-------- PROVIDED INFORMATION

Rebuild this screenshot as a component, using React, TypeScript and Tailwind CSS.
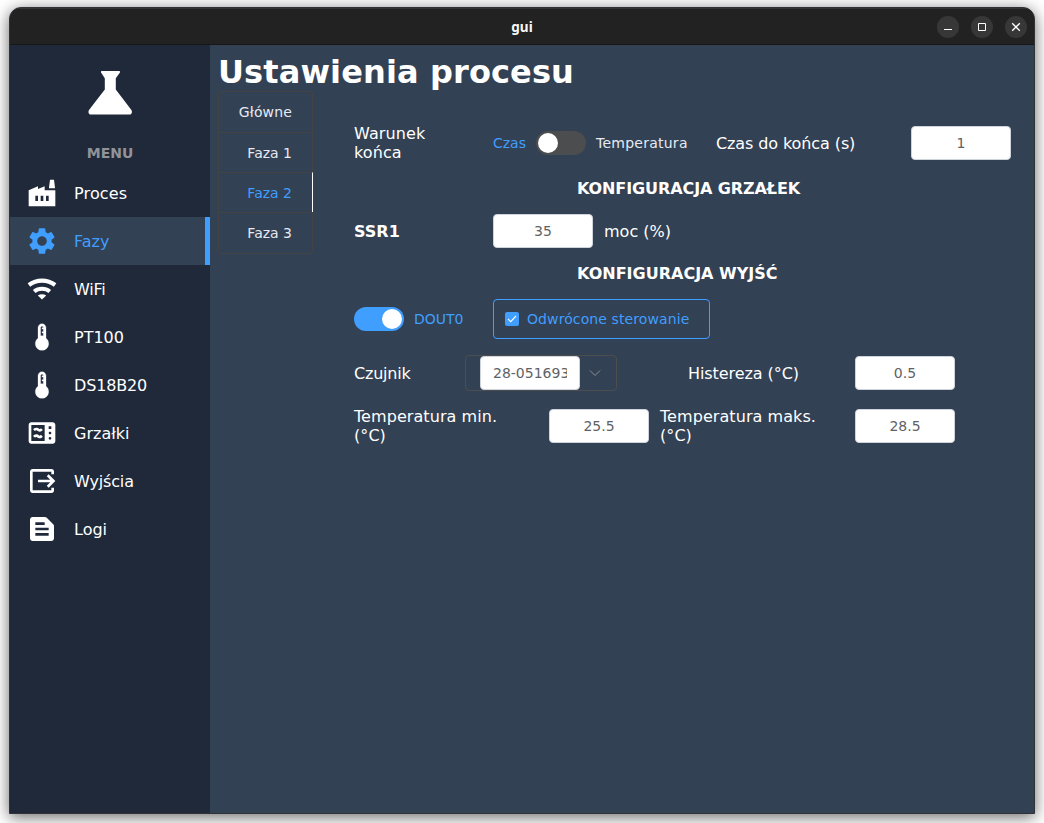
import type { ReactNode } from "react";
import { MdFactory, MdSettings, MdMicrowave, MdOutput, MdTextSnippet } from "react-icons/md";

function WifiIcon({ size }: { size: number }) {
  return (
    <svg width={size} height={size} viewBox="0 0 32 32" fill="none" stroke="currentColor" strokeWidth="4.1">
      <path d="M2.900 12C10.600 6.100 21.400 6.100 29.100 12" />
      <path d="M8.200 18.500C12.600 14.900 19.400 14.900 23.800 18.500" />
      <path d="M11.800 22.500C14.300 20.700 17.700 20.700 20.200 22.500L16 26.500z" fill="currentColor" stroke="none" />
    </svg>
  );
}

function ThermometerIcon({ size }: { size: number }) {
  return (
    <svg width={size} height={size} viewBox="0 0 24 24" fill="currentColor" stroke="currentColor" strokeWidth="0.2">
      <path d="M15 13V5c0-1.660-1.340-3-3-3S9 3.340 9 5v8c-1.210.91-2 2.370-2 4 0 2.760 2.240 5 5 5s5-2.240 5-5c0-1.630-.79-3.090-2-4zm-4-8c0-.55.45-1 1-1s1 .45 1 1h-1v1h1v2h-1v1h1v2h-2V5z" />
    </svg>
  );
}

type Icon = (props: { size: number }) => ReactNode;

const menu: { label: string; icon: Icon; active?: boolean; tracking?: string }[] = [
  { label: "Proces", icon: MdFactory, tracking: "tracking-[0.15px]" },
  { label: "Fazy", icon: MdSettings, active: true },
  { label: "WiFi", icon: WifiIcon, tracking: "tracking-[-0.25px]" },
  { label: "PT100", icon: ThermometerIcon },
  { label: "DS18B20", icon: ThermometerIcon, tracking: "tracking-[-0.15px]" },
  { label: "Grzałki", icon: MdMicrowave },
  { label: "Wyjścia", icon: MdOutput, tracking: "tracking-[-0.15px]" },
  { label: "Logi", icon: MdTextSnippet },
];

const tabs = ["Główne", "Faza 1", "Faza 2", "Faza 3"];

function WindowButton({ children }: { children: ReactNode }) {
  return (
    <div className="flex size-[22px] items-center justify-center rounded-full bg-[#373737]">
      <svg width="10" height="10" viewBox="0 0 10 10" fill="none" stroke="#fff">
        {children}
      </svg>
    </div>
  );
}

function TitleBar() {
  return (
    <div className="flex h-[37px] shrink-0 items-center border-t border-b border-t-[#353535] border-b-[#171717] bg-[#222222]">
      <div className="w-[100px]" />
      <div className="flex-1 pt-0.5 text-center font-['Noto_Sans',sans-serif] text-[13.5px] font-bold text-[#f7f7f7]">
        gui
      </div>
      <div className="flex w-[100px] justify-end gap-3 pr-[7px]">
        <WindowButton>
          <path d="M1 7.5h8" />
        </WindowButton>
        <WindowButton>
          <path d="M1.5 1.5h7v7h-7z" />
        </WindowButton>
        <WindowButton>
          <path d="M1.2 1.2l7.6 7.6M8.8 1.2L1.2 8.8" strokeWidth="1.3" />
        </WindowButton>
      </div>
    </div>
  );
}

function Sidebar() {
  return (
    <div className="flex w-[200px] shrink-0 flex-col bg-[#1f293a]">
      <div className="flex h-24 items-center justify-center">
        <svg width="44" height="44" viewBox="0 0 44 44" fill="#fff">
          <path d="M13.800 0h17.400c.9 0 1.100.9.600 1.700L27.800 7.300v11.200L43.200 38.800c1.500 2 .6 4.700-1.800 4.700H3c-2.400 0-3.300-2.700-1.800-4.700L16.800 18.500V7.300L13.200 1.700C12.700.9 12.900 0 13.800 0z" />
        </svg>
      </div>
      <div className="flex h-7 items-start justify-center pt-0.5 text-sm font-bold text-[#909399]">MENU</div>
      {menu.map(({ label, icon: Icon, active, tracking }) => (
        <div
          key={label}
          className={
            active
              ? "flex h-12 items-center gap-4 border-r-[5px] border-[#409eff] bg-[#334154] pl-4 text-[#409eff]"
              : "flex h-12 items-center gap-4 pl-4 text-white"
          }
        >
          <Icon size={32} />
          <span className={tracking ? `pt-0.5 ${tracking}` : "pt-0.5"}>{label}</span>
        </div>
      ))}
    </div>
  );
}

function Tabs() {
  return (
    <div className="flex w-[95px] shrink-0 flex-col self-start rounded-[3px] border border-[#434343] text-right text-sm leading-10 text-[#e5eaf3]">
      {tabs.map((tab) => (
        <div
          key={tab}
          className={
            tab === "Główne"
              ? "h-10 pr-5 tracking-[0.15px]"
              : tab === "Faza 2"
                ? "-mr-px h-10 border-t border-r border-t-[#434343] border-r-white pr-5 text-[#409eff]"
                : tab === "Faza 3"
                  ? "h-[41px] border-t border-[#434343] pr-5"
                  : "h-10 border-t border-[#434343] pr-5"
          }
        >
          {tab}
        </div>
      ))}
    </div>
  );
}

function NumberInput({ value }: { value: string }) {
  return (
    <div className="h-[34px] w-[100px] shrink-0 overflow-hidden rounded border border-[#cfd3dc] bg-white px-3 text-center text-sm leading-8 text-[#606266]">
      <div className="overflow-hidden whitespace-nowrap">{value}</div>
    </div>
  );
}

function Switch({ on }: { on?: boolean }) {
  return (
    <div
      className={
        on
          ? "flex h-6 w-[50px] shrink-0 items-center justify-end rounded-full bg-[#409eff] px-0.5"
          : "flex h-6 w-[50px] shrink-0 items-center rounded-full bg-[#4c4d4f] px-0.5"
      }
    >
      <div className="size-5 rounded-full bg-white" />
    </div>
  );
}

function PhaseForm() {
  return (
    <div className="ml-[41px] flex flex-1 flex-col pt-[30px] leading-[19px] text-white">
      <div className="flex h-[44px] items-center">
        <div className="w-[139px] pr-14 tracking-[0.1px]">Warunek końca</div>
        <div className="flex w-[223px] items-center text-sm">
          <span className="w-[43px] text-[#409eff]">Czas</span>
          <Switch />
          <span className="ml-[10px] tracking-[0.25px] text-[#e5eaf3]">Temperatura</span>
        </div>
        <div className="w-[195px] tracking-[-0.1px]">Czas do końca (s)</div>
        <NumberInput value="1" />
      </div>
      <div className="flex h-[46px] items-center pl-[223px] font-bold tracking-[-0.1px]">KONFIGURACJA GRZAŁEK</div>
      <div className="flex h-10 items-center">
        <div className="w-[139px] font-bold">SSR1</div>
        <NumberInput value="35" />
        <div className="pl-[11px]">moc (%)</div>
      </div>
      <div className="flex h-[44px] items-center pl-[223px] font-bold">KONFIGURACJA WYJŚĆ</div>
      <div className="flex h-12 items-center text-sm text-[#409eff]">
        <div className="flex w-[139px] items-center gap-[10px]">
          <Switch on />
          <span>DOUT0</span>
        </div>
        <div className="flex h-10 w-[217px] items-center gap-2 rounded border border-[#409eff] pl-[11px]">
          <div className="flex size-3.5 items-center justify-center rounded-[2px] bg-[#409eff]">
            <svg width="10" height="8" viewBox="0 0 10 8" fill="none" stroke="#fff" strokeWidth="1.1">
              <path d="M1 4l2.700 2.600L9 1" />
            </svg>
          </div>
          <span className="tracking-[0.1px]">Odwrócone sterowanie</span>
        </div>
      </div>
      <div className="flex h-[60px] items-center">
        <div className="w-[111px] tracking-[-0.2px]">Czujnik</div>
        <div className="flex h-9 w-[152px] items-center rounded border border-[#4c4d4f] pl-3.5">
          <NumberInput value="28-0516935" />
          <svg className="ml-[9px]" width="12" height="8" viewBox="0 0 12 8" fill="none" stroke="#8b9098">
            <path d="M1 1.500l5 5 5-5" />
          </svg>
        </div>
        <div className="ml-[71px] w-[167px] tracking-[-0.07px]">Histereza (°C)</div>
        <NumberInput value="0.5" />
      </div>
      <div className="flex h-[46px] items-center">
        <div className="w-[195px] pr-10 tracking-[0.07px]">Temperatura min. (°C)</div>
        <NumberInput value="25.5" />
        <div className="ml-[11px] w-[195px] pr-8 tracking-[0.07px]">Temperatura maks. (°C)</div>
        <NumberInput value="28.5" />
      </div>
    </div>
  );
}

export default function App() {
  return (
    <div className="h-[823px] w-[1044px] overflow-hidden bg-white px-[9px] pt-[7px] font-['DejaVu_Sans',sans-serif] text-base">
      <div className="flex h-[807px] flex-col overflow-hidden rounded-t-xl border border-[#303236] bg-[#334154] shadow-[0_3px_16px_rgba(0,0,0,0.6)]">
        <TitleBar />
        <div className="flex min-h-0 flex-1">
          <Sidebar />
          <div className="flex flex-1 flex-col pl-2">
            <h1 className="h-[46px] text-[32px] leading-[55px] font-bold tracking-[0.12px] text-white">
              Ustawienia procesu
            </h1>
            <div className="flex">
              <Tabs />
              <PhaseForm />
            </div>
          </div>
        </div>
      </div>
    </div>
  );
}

----------------
-------- PROVIDED INFORMATION

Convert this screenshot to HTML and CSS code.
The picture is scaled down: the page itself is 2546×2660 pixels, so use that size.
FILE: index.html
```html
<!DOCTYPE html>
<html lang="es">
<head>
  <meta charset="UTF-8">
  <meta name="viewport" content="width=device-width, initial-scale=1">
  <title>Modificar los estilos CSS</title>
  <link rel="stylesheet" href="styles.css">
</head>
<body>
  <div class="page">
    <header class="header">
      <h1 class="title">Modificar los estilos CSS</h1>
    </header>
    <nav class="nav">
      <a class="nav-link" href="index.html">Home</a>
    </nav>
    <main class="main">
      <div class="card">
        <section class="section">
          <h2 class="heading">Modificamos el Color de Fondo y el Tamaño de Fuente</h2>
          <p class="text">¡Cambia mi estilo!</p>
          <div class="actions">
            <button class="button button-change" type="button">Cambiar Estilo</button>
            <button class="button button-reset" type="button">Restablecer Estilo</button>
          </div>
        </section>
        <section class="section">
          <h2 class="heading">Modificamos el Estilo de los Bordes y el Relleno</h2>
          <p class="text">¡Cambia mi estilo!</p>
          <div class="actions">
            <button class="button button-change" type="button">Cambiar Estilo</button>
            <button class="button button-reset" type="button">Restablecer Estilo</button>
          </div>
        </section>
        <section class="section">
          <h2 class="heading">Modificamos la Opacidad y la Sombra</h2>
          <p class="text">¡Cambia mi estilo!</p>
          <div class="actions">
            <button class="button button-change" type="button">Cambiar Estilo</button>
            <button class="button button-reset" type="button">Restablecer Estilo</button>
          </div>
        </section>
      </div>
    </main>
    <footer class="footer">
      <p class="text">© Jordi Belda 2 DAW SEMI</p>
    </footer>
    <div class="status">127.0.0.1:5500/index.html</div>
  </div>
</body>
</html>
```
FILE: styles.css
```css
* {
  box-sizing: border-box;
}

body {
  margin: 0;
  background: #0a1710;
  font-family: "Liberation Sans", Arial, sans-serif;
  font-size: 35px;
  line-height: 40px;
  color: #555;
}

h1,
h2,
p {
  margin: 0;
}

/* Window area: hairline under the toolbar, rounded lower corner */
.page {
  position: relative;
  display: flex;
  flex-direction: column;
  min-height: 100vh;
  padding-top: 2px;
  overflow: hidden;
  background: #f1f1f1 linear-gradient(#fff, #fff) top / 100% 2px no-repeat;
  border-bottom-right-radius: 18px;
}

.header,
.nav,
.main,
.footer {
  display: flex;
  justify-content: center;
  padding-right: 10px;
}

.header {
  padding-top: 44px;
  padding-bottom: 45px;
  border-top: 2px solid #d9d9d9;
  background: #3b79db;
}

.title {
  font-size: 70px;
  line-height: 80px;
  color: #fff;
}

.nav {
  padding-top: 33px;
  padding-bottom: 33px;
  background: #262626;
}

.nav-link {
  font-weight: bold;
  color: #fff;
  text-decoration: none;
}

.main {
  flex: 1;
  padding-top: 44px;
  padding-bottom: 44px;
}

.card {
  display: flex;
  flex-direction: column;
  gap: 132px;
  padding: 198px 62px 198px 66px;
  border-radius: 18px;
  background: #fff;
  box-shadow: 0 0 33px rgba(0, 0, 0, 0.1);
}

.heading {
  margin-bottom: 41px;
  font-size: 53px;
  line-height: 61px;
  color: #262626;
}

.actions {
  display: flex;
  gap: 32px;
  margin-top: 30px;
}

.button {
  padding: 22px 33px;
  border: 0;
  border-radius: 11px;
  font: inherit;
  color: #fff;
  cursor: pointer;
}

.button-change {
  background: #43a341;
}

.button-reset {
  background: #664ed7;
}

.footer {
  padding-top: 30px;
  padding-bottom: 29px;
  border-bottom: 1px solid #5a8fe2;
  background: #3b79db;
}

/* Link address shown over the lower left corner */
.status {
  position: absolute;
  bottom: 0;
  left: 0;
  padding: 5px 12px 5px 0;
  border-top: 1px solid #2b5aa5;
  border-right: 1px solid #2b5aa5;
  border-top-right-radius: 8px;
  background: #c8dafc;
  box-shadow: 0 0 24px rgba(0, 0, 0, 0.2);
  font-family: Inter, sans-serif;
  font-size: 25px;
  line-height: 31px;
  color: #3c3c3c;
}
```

----------------

TASK DESCRIPTION
List the lines of the entries that include "page".

WRITTEN SOLUTION
The picture is scaled down: the page itself is 2546×2660 pixels, so use that size.
  <div class="page">
.page {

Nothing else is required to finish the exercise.